9.14.2007

Comunión arquitecto-cliente. La Pasión

Introducción de un texto de Isaac Broid...

La Cátedra Extraordinaria Federico Mariscal empezó en el año 1984. Fue Pedro Ramírez Vázquez quien con justificados méritos la inició. "La Arquitectura como Disciplina de Servi­cio" fue el tema de esa primera cátedra. Veinte años separan aquellas históricas conferencias de las que ahora nos ocupan, pero la distancia entre el tema antes mencionado y mi confesión sincera siento que es mucho mayor que el tiempo cronológico.

Siempre he tenido presente las necesidades de las personas o instituciones que han depositado su confianza en mí para desa­rrollar proyectos de arquitectura. Presupuestos y programas se analizan para cumplir con sus requerimientos. Para dar el servi­cio del que hizo mención Ramírez Vázquez. Si no es así, no hay comunión arquitecto-cliente y por consecuencia la relación se rompe.
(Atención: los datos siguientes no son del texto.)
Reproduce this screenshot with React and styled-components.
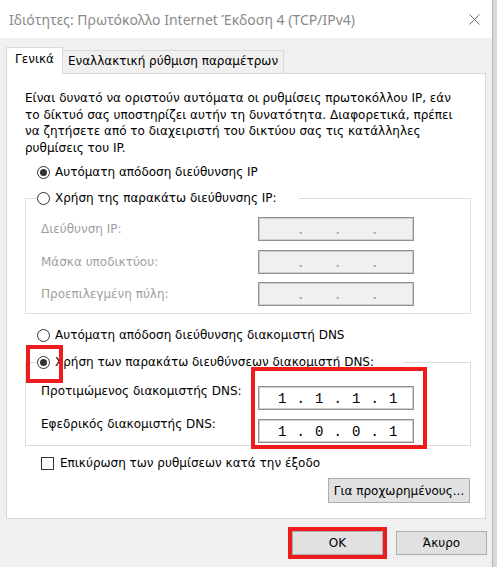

Pero en el fondo yo tomo cada encargo para proyectar mis deseos, mis fantasías. Es donde se dan cita mis propios fan­tasmas con los de los clientes. Sin importar la escala del encar­go -S, M, L, XL- la posibilidad de encontrarse con la hoja en blan­co provoca que la fábrica de los sueños empiece a trabajar. Una fábrica donde se producen imágenes siempre posibles -que muchas veces son las más difíciles que se lleven a cabo,- pero que dentro de la imaginación la posibilidad de un mundo en equilibrio y armonía (siempre frágil) es una realidad tan real como la realidad real. Vivir la arquitectura no sólo es un "privi­legio de la vista", -citando a Octavio Paz- sino un privilegio de y para la imaginación.

Este privilegio no está, sin embargo, libre de caminos largos y sinuosos. Al escribir esto me viene a la mente una película de Alan Tanner, cineasta suizo muy productivo durante mis años formativos, allá por los setentas. La película llamada Años Luz trata de la relación entre un joven desganado, sin rumbo ni sue­ños en su vida que llega a una estación de gasolina en medio de la nada; el paisaje es el norte de Escocia con montañas sin árbo­les ni gente, y un viejo que le va a enseñar a volar. Sin ningún ánimo -así era su vida- el joven empieza las lecciones. A veces sin darse cuenta, otras con una conciencia total, el joven se va percatando de que para saber volar se necesita embarrar con sangre de águila -animal que en verdad sabe volar. Lo que el viejo realmente quiso enseñarle no era precisamente volar, sino cobrar conciencia que para cualquier actividad que el joven decidiera realizar necesitaba involucrarse en cuerpo y alma. Necesitaba apasionarse.